§ **TASK INSTRUCTIONS**: Both the line containing "Write a component" and the line containing "['Default', 'Copy', 'Confirm', 'Cancel', 'Apply'];" belong in the copy, as do all lines between them, copied exactly; pictures do not.

----

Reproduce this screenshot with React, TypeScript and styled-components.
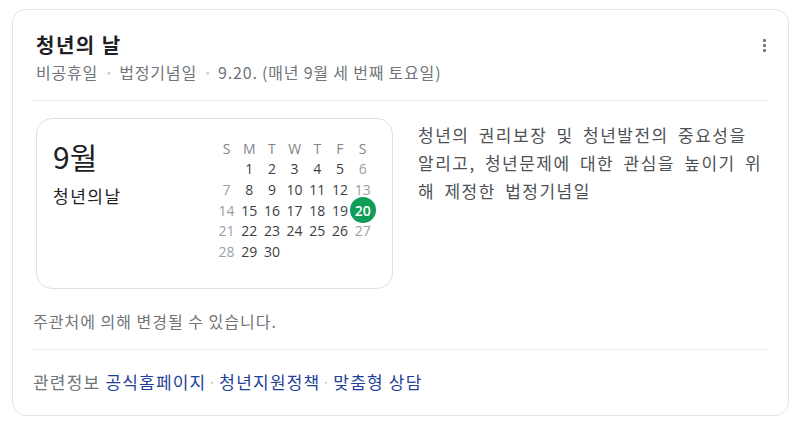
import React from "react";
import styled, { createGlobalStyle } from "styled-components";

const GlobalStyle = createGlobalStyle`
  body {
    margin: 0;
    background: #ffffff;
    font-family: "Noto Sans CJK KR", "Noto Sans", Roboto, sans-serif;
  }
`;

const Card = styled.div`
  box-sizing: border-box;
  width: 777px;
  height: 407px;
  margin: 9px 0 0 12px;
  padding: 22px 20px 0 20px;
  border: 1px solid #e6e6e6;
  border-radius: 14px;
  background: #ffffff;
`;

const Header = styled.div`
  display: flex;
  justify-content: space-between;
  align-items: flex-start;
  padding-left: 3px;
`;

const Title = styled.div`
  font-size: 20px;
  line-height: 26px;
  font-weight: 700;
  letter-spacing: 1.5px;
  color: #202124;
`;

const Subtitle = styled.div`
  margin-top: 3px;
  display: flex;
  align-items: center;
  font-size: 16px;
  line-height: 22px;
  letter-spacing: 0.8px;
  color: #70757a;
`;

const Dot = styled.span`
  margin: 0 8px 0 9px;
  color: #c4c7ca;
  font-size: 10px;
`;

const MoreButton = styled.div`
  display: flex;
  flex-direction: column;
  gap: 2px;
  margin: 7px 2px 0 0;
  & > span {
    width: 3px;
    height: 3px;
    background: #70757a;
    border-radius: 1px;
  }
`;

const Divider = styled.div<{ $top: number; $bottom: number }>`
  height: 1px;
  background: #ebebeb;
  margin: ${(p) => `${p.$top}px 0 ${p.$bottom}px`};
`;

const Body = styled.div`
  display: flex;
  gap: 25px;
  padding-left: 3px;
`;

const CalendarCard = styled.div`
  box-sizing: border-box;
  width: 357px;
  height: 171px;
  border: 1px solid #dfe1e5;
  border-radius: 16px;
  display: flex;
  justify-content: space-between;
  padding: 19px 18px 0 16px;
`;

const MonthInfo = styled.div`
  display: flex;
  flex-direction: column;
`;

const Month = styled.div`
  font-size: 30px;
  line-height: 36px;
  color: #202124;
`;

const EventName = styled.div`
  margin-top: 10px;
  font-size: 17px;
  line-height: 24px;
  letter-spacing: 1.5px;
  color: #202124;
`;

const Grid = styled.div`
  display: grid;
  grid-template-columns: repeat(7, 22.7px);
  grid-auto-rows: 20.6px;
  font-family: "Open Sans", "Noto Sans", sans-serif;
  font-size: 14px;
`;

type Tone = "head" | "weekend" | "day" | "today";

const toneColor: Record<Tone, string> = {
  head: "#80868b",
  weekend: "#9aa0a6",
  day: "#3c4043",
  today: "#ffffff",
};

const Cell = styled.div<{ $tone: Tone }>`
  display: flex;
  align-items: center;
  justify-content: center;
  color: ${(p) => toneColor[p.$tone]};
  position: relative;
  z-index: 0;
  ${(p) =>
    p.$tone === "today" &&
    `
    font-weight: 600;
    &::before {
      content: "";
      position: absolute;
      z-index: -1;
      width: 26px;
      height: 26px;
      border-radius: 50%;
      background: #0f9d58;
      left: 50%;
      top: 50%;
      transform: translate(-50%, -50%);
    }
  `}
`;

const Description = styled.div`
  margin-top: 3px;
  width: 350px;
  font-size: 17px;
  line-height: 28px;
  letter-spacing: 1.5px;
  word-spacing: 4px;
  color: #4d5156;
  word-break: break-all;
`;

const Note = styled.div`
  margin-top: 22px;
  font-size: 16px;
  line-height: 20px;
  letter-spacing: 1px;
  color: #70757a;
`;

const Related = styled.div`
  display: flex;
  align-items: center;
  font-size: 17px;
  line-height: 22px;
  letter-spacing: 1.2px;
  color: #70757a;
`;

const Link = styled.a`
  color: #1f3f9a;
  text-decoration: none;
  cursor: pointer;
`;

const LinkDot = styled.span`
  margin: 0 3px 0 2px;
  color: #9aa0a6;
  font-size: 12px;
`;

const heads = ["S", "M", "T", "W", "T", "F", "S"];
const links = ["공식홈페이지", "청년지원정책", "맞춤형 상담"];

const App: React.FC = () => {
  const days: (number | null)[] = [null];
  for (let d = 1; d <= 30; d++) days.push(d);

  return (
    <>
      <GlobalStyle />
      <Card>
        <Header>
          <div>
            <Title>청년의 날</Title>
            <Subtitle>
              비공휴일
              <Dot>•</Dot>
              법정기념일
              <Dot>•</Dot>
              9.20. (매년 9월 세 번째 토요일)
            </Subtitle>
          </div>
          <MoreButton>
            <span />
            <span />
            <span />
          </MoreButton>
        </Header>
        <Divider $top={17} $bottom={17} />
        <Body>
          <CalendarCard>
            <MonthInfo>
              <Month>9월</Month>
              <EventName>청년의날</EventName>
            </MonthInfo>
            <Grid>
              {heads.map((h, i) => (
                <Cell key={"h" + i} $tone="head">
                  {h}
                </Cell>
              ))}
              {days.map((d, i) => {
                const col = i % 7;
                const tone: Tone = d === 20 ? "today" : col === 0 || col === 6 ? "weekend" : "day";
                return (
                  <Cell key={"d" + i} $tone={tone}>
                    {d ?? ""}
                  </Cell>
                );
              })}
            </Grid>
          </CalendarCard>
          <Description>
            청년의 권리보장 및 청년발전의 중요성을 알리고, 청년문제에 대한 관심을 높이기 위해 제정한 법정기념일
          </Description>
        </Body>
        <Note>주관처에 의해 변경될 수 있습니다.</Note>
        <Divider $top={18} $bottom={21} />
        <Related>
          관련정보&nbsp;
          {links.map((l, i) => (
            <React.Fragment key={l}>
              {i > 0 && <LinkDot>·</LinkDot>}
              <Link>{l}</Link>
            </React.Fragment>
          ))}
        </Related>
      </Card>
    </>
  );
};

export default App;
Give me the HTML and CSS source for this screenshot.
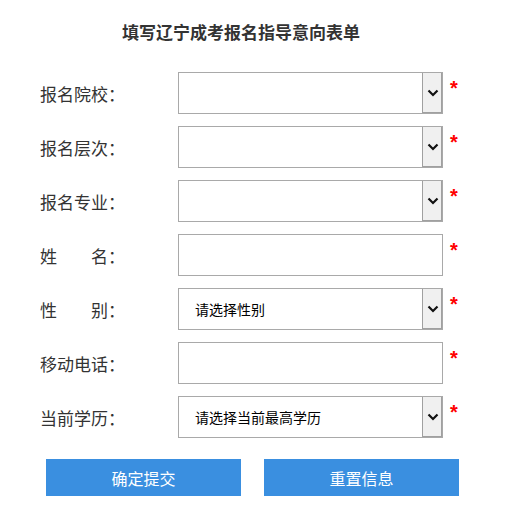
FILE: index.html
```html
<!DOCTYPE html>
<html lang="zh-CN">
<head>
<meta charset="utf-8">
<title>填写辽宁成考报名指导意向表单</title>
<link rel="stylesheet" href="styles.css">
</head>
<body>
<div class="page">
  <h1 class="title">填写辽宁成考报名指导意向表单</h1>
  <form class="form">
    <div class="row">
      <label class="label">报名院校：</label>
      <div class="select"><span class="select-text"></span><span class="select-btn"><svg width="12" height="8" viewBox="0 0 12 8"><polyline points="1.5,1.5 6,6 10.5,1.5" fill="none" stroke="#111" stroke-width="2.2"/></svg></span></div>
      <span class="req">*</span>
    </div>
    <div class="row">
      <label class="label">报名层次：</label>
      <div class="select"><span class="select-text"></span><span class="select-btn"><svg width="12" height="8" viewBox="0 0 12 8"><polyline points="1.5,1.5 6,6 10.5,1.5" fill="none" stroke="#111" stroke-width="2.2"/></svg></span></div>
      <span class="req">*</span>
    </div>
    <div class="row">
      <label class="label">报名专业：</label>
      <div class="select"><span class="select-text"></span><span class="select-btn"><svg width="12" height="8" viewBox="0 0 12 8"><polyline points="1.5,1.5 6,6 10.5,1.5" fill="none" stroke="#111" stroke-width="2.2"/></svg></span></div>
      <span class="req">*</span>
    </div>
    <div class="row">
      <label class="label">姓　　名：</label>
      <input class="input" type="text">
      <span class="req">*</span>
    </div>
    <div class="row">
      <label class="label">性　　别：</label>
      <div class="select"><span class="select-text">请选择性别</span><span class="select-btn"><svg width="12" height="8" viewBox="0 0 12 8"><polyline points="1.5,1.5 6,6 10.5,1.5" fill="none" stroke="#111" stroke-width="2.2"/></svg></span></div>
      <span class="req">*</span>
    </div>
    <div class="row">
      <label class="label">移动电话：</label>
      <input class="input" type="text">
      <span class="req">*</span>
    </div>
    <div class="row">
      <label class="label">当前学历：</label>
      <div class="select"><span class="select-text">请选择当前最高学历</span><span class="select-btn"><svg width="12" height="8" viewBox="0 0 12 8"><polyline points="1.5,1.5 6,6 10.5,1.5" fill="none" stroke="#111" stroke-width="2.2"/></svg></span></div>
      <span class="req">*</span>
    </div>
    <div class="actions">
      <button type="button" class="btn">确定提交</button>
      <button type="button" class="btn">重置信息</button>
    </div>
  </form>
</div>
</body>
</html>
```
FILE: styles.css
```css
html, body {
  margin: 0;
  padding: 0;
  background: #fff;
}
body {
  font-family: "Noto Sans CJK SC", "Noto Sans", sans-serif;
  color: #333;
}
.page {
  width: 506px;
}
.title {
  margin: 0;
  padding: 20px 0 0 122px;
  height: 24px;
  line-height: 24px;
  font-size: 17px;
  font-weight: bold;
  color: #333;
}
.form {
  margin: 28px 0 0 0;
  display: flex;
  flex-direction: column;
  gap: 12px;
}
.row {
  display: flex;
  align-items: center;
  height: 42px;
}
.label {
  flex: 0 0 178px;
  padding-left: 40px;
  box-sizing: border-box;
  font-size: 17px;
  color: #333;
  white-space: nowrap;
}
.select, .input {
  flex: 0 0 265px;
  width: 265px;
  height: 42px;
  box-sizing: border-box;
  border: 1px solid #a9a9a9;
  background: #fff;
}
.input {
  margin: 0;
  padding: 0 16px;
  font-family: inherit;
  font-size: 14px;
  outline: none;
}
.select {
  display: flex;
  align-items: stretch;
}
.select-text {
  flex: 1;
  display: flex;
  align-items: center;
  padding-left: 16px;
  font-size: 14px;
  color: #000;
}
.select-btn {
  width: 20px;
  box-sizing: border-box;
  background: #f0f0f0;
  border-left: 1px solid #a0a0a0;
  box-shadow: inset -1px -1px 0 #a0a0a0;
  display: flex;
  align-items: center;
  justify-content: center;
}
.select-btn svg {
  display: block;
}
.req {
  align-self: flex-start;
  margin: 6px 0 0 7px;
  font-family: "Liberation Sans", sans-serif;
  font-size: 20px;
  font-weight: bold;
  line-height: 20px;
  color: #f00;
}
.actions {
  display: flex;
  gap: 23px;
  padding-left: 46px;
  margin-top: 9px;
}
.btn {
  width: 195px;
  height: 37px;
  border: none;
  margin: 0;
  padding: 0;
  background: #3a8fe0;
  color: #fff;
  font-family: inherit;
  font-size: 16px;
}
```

----

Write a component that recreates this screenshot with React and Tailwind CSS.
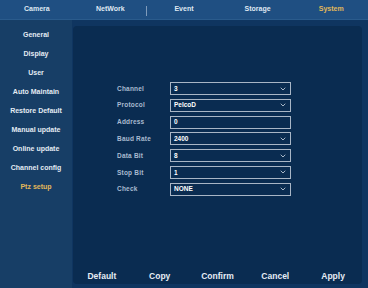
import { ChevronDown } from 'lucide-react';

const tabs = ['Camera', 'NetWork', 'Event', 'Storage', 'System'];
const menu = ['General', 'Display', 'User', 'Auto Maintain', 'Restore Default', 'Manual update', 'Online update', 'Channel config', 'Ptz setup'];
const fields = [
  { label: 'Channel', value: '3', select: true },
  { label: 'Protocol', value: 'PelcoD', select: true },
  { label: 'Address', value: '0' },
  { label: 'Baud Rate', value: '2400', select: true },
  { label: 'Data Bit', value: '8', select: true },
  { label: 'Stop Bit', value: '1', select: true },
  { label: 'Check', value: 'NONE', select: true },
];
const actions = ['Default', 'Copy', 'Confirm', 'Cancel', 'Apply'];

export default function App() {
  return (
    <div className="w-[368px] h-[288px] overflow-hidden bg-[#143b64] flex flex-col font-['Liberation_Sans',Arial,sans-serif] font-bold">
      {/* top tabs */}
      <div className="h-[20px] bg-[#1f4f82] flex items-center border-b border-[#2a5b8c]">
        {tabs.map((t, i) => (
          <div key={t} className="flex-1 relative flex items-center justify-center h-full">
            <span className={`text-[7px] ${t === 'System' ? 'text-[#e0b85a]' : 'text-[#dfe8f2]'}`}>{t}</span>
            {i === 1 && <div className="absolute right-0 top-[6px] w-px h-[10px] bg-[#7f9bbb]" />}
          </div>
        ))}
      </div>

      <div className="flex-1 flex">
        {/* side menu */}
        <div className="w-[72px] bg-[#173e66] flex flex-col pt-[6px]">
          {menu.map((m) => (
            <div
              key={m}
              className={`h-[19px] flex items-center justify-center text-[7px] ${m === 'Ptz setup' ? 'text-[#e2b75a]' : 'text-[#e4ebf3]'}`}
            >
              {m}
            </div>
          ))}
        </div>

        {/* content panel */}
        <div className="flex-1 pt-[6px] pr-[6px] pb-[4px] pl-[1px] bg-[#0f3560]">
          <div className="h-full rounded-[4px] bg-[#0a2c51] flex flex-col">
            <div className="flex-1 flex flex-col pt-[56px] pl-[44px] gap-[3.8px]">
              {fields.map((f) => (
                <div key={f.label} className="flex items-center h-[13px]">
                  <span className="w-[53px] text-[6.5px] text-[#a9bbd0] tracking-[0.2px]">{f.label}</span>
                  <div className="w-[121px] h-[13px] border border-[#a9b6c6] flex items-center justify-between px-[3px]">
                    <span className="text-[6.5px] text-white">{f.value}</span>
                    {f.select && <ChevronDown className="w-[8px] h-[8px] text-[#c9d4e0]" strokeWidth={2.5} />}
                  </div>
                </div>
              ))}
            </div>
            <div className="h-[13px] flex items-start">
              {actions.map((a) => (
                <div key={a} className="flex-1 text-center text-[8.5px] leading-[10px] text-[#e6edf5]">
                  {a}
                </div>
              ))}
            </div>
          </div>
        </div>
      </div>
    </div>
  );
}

----

§ **EXERCISE ANSWER**:
Write a component that recreates this screenshot with React and Tailwind CSS.
import { ChevronDown } from 'lucide-react';

const tabs = ['Camera', 'NetWork', 'Event', 'Storage', 'System'];
const menu = ['General', 'Display', 'User', 'Auto Maintain', 'Restore Default', 'Manual update', 'Online update', 'Channel config', 'Ptz setup'];
const fields = [
  { label: 'Channel', value: '3', select: true },
  { label: 'Protocol', value: 'PelcoD', select: true },
  { label: 'Address', value: '0' },
  { label: 'Baud Rate', value: '2400', select: true },
  { label: 'Data Bit', value: '8', select: true },
  { label: 'Stop Bit', value: '1', select: true },
  { label: 'Check', value: 'NONE', select: true },
];
const actions = ['Default', 'Copy', 'Confirm', 'Cancel', 'Apply'];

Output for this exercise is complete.